For the first time, people are really waking up to the fact that all of this labour is being exported overseas, and people are really being exploited, and there's a greater understanding of the facts and figures behind it. It can sometimes be quite frightening for people to take on so much information, there’s a greater effort being made to understand the steps that make up the whole. That's why I've tried to always try to be as transparent as I can in sharing my suppliers, where things are from, and where they're made. And even with the labels in the garments, everything's editioned, and you can often trace a fabric, or even a dye, back to where it comes from.
Over the past year, we’ve often heard designers talk about the idea of ‘designing for a screen’ in the absence of physical shows. What are your thoughts on this?
For me, it's always been so direct-to-consumer. It's always been about people coming to the studio, doing fittings and operating in quite an old fashioned way -- which I love, as I'm not detached from making clothes. I think that Instagram can be a huge problem -- it compels designers to try to sell things so quickly, and people fail to really look at garments, even though they're still buying them. Even with our campaigns, they’re all done privately, printed as books and sent to our clients. Part of our plan for the next year, is for us to open this up and allow more people to access these, but women's fashion is so bombarded with images and product, and I think it's nice to respect the craft of making, to let clients come to the studio and see the tailor, the seamstress and how they’re garments are made. With this idea of designing for a screen, it also comes back to the topic of erasure. It erases a lot of the actual industries that make up fashion -- fabric-making, weaving, dyeing, embroidery, linen-making… spaces that are all female-led. And no one knows about them. Their culture has been erased and exported elsewhere.

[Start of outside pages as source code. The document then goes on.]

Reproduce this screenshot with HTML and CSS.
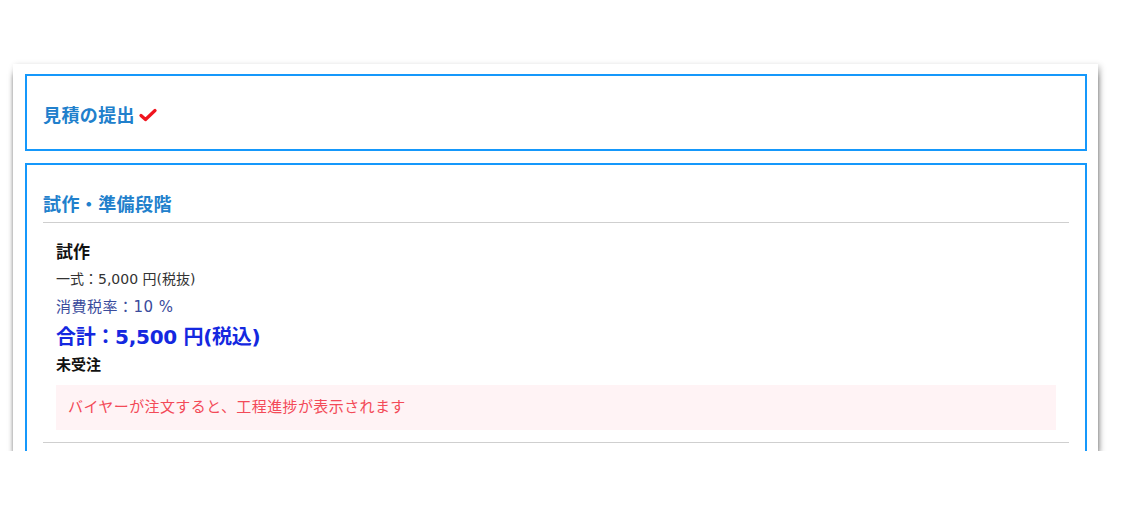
FILE: index.html
```html
<!DOCTYPE html>
<html>
<head>
    <meta charset="utf-8">
    <title>工程</title>
    <link rel="stylesheet" href="styles.css">
</head>
<body>
    <div class="panel">
        <div class="step">
            <h3 class="step_title">見積の提出
                <svg class="check" width="18" height="14" viewBox="0 0 18 14"><path d="M2 7.5 L6.5 11.5 L16 2.5" fill="none" stroke="#f0141e" stroke-width="3.2" stroke-linecap="round" stroke-linejoin="round"/></svg>
            </h3>
        </div>
        <div class="step open">
            <h3 class="step_title ruled">試作・準備段階</h3>
            <div class="item">
                <div class="item_name">試作</div>
                <div class="price">一式：5,000 円(税抜)</div>
                <div class="tax">消費税率：10 %</div>
                <div class="total">合計：5,500 円(税込)</div>
                <div class="status">未受注</div>
                <div class="notice">バイヤーが注文すると、工程進捗が表示されます</div>
            </div>
            <div class="rule"></div>
        </div>
    </div>
</body>
</html>
```

FILE: styles.css
```css
html, body {
    margin: 0;
    background: #fff;
    font-family: "DejaVu Sans", "Noto Sans CJK JP", sans-serif;
}
.panel {
    margin: 64px 42px 0 13px;
    padding: 10px 11px 0 12px;
    height: 377px;
    overflow: hidden;
    background: #fff;
    box-shadow: 0 8px 6px -2px rgba(0, 0, 0, 0.85), 2px 2px 6px rgba(0, 0, 0, 0.25);
}
.step {
    border: 2px solid #1598fb;
    padding: 0 16px;
    margin-bottom: 12px;
}
.step.open {
    padding-bottom: 60px;
}
.step_title {
    margin: 0;
    padding: 26px 0 23px 0;
    font-family: "Noto Sans CJK JP", sans-serif;
    font-size: 18px;
    letter-spacing: 0.4px;
    line-height: 24px;
    font-weight: bold;
    color: #2180cc;
    display: flex;
    align-items: center;
    gap: 4px;
}
.step_title.ruled {
    padding-bottom: 7px;
    border-bottom: 1px solid #cfcfcf;
}
.check {
    margin-top: 1px;
}
.item {
    padding: 17px 13px 12px 13px;
}
.item_name {
    font-size: 17px;
    font-weight: bold;
    color: #111;
    line-height: 25px;
}
.price {
    font-size: 14px;
    color: #333;
    line-height: 28px;
}
.tax {
    font-size: 15px;
    letter-spacing: 0.5px;
    color: #3a4b9c;
    line-height: 28px;
}
.total {
    font-size: 20px;
    letter-spacing: -0.3px;
    font-weight: bold;
    color: #1428e0;
    line-height: 32px;
}
.status {
    font-size: 15px;
    font-weight: bold;
    color: #111;
    line-height: 24px;
}
.notice {
    margin-top: 8px;
    background: #fff3f5;
    color: #f34a58;
    font-size: 15px;
    letter-spacing: 0.4px;
    line-height: 45px;
    padding: 0 12px;
}
.rule {
    border-bottom: 1px solid #cfcfcf;
}
```
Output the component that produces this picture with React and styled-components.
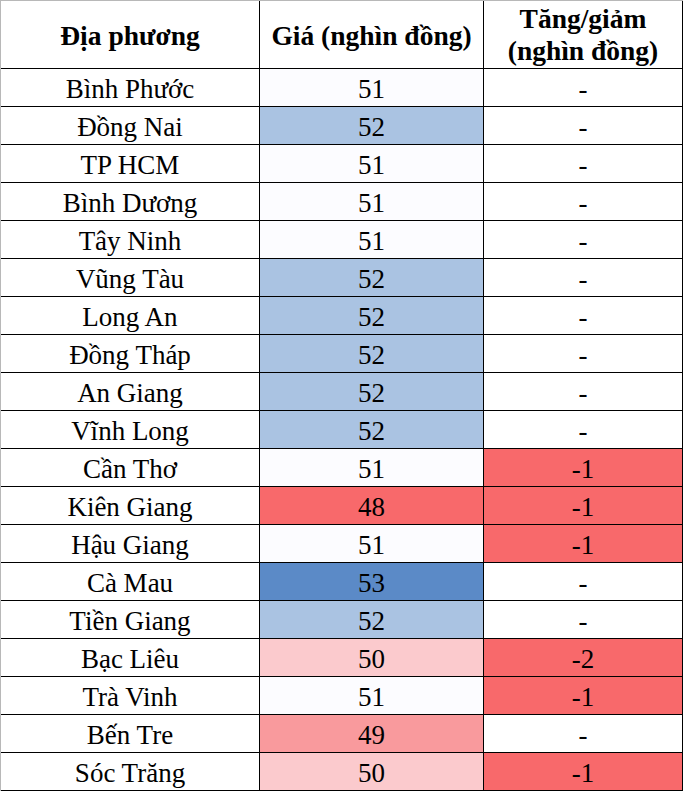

What do you hope people are able to take away from the collection, whether seen on a screen or in-person?
Images are quite difficult for me, because as a maker, when you see something front-on and flat, it feels a bit… meh. It's fine, but that image isn't what I'm trying to sell. Still, I hope people look at the details. It's very rich in terms of layering, for example, and I want people to understand the cutting skills that go into it, the labour that goes into it; to look at the supply people and understand the chain that a garment goes through to exist. Even if people come to the studio and try things on and don't want to buy anything, that's not necessarily what it's about. It's about learning about construction, seeing where everything comes from, and understanding that things actually can be done in a different way.